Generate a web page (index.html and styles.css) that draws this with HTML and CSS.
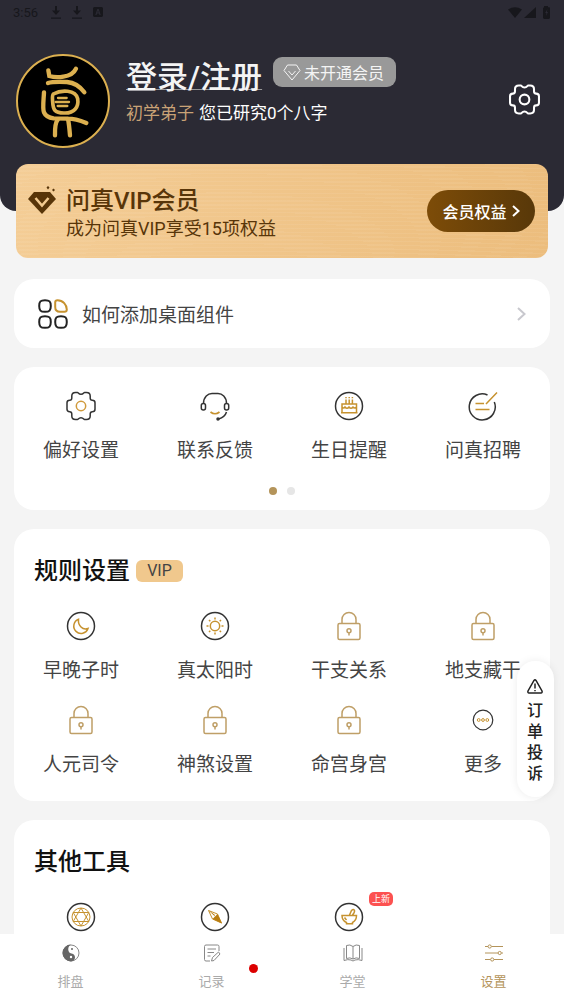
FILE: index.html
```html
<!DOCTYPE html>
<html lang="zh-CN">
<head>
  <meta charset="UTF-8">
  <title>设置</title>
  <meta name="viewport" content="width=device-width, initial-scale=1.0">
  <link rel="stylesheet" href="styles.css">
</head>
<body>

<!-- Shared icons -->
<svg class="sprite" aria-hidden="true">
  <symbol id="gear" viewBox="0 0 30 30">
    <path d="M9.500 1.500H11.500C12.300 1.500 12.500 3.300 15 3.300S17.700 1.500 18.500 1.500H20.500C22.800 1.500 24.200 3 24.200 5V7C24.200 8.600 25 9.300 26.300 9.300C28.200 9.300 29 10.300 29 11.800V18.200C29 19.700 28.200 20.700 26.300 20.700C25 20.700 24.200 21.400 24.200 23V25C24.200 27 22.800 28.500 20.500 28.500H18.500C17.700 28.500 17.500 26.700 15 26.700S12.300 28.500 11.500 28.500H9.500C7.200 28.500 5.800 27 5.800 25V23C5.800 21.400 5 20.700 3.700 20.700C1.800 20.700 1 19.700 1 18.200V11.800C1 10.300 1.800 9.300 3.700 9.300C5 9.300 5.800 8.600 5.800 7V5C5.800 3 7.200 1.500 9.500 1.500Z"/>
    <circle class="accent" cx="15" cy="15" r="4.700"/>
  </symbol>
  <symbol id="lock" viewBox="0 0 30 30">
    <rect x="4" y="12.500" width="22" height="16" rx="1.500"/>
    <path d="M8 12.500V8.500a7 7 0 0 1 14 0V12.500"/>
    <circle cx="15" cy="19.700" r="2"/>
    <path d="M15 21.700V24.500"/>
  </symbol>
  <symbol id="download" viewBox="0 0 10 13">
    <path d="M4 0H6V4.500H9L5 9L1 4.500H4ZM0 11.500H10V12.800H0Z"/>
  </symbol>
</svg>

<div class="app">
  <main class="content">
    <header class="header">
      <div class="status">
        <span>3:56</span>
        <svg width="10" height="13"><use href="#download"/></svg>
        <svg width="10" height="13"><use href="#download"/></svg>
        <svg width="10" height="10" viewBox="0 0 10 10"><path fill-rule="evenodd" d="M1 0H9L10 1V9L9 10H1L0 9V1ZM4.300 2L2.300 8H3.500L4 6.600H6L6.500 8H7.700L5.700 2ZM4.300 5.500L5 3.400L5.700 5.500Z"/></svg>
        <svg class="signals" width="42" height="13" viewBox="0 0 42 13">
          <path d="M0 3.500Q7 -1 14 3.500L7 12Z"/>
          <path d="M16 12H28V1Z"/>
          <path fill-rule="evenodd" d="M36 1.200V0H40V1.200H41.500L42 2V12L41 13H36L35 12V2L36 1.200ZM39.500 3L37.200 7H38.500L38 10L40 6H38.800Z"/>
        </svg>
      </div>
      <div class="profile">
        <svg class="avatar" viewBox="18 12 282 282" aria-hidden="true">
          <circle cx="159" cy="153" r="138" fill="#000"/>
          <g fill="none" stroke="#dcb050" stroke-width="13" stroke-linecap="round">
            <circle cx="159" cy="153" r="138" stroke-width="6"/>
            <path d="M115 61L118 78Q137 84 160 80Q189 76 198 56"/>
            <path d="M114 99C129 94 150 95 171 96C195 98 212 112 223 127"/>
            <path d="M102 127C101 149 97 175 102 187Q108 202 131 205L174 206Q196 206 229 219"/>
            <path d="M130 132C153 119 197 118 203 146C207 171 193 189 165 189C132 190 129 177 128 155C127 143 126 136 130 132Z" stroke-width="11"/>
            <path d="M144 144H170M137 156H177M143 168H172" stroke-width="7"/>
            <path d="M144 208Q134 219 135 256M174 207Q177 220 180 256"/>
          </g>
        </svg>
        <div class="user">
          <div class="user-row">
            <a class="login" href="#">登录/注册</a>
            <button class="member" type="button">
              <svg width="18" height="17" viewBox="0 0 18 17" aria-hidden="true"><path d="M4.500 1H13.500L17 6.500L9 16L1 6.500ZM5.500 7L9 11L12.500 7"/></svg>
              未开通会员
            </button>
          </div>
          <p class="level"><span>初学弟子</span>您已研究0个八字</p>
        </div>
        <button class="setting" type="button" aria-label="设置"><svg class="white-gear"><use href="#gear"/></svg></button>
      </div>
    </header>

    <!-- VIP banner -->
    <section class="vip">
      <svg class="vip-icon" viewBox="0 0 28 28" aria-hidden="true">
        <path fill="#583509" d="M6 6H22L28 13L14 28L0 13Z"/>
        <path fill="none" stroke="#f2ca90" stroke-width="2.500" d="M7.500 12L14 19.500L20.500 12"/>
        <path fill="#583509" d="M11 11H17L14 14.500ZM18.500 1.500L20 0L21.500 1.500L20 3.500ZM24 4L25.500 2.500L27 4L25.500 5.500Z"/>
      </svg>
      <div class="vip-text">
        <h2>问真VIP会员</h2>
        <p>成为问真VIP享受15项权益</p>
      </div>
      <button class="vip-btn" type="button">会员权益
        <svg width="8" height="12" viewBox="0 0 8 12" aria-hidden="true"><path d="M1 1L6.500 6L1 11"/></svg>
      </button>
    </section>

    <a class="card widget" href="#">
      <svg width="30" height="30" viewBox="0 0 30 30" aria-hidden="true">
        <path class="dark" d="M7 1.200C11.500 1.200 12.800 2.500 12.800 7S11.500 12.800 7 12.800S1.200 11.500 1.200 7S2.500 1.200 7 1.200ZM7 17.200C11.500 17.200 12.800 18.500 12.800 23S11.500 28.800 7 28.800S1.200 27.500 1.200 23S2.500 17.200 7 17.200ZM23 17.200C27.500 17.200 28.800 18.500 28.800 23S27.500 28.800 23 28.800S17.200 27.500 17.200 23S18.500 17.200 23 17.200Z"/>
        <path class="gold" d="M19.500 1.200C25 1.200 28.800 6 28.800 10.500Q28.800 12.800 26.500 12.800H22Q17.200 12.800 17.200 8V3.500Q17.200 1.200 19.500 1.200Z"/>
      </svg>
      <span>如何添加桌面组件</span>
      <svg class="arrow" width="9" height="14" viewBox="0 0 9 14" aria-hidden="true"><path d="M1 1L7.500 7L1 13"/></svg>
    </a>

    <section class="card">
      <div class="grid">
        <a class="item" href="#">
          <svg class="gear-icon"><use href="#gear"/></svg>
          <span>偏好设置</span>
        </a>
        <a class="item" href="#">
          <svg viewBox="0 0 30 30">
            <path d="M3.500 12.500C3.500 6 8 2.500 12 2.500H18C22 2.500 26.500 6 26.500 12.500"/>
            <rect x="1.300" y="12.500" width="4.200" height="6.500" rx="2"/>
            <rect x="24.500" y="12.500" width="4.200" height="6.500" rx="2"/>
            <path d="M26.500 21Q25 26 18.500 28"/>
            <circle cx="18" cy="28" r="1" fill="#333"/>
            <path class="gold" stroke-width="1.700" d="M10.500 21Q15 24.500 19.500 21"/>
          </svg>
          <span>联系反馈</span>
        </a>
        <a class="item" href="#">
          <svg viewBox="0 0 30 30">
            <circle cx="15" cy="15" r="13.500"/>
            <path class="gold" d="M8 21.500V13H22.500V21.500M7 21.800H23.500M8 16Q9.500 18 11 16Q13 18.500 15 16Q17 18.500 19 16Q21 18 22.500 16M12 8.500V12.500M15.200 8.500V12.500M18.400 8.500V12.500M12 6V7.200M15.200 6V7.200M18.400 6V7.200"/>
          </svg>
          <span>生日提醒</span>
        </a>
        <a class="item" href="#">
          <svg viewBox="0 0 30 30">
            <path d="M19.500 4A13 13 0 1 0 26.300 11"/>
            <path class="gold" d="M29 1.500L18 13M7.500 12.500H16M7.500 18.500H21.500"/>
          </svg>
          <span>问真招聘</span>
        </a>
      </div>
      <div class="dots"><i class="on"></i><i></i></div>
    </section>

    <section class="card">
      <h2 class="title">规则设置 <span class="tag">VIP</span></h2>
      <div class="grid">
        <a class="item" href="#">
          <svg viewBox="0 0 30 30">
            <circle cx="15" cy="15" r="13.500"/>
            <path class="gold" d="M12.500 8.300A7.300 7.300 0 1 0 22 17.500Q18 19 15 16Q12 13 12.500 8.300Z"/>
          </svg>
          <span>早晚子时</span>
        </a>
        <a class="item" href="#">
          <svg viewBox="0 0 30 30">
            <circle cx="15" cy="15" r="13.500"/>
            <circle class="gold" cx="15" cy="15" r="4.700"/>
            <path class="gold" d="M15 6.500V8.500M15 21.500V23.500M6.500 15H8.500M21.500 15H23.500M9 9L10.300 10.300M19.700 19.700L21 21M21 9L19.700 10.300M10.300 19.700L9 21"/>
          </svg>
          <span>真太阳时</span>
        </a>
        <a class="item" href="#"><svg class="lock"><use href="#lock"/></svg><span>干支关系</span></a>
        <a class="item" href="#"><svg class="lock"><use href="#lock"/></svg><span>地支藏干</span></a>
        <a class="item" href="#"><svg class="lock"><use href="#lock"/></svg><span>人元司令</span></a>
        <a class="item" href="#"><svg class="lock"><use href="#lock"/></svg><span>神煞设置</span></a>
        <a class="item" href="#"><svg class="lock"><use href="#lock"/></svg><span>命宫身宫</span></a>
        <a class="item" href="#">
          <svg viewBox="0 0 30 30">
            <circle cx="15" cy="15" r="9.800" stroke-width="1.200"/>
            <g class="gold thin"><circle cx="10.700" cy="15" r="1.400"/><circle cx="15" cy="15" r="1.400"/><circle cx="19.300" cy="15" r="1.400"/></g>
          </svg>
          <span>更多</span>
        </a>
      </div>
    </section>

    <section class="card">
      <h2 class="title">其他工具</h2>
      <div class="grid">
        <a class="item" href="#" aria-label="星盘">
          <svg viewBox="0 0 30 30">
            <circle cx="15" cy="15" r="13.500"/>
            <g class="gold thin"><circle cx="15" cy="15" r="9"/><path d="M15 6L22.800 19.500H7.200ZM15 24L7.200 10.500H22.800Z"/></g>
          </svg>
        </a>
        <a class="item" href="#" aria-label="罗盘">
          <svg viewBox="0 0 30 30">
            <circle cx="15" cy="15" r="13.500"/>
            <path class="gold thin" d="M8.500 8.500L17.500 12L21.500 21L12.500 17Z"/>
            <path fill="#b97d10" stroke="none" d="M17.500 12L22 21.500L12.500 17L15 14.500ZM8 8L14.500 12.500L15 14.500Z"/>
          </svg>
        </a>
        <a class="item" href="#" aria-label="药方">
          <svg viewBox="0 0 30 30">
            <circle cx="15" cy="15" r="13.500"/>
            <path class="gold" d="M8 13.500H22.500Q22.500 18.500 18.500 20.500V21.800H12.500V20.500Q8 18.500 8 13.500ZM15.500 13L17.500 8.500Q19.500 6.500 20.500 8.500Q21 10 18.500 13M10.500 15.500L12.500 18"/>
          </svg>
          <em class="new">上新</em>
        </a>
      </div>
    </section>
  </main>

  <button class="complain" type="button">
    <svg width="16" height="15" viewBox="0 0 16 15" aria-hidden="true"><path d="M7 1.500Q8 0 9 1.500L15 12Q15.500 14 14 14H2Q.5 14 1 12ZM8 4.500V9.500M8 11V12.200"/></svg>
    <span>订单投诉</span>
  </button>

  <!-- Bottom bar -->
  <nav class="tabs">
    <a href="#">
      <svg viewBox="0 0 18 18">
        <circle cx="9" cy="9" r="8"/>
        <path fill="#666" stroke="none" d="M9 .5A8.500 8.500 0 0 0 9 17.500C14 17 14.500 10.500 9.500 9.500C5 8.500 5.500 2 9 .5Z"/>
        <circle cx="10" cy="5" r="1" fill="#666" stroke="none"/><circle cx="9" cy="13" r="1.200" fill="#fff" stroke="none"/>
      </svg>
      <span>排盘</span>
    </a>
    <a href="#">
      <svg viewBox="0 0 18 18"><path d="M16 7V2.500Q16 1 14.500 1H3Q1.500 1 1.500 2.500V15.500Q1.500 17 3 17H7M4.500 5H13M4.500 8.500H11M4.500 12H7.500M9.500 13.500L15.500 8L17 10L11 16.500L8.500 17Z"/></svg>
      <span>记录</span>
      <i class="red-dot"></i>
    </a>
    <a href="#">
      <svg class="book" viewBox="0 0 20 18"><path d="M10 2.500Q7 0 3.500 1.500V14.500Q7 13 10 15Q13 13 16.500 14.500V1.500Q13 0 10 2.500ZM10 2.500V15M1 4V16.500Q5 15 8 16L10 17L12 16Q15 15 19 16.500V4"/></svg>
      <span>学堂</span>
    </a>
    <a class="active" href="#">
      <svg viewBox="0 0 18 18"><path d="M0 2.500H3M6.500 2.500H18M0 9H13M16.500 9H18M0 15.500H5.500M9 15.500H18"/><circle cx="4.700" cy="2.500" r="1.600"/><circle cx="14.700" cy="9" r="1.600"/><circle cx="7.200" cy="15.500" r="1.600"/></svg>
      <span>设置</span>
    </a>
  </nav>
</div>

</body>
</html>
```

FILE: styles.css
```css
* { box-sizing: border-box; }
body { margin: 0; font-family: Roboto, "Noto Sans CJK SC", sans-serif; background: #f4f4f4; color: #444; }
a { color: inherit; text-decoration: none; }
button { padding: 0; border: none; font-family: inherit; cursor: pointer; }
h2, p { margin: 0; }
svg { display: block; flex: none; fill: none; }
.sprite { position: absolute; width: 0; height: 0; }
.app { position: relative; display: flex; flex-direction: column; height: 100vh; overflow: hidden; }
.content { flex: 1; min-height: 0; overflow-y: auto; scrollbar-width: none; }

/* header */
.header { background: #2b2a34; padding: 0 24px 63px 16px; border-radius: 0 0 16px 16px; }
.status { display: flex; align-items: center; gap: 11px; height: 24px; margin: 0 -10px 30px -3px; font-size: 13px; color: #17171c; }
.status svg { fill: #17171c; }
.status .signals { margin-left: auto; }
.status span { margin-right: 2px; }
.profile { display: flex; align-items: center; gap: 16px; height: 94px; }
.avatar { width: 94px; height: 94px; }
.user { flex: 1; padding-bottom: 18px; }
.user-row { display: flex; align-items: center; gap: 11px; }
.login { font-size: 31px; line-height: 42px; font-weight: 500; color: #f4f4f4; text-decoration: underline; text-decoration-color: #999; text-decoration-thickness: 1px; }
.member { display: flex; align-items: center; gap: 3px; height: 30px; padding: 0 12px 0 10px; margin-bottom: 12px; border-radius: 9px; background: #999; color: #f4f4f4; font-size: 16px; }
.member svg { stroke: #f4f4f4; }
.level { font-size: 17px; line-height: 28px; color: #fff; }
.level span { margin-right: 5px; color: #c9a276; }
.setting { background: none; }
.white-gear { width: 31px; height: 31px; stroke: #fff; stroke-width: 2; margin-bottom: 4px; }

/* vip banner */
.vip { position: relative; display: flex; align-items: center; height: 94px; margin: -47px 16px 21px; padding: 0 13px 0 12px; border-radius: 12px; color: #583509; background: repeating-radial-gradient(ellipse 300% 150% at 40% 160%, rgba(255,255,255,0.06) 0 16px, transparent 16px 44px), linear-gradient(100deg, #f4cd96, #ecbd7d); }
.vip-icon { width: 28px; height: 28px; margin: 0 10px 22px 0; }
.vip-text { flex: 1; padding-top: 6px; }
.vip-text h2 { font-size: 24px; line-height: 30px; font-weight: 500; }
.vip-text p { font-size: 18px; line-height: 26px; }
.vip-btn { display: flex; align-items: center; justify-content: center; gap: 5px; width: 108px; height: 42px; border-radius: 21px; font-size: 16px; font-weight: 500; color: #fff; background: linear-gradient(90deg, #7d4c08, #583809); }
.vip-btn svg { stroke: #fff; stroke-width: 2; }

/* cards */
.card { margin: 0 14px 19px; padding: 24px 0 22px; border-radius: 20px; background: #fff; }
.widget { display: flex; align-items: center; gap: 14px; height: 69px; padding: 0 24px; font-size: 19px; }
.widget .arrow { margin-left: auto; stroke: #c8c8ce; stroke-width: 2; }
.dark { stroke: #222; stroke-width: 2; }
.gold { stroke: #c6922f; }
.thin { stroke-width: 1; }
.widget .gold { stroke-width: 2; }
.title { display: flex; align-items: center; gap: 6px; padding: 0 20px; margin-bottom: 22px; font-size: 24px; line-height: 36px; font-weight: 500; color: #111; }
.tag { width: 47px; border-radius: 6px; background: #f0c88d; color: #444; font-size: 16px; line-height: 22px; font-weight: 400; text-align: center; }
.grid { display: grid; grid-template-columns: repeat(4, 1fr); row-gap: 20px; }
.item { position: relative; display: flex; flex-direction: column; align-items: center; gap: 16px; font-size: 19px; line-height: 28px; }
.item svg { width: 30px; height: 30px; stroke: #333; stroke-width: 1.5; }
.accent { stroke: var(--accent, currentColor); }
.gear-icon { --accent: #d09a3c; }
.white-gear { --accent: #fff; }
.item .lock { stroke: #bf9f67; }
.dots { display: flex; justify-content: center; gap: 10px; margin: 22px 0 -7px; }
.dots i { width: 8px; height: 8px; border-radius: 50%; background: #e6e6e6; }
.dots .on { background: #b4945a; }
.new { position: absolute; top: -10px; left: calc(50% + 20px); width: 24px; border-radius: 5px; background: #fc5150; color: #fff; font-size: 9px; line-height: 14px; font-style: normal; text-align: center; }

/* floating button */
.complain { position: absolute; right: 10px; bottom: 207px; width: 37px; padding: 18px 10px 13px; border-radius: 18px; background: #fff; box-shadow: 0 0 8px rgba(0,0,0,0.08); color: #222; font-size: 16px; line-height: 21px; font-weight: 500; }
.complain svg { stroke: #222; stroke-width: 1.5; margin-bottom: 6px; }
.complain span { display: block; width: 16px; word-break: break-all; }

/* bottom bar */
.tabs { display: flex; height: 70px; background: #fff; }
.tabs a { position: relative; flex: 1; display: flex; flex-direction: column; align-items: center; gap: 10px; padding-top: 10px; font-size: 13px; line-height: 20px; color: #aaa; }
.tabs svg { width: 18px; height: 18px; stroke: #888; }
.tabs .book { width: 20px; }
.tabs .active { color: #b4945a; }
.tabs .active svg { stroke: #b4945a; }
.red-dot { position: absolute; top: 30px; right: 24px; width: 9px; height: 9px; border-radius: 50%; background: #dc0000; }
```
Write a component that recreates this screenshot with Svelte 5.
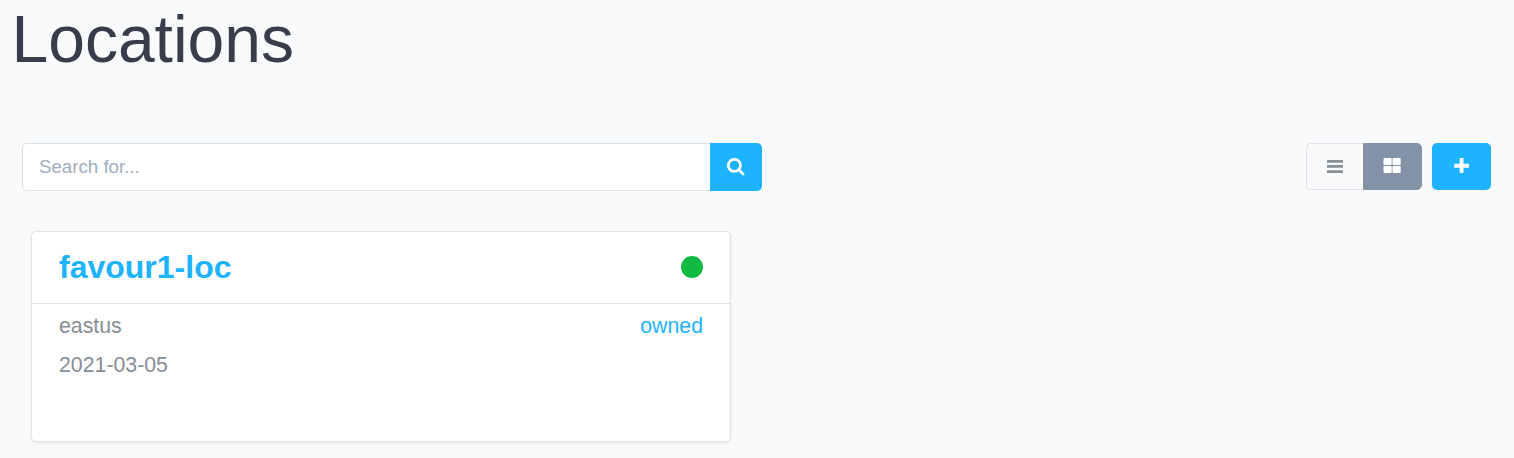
....
_What to work on_. Determine how many lines in the records contain "this", and reply with the number only.

_Written solution_. 2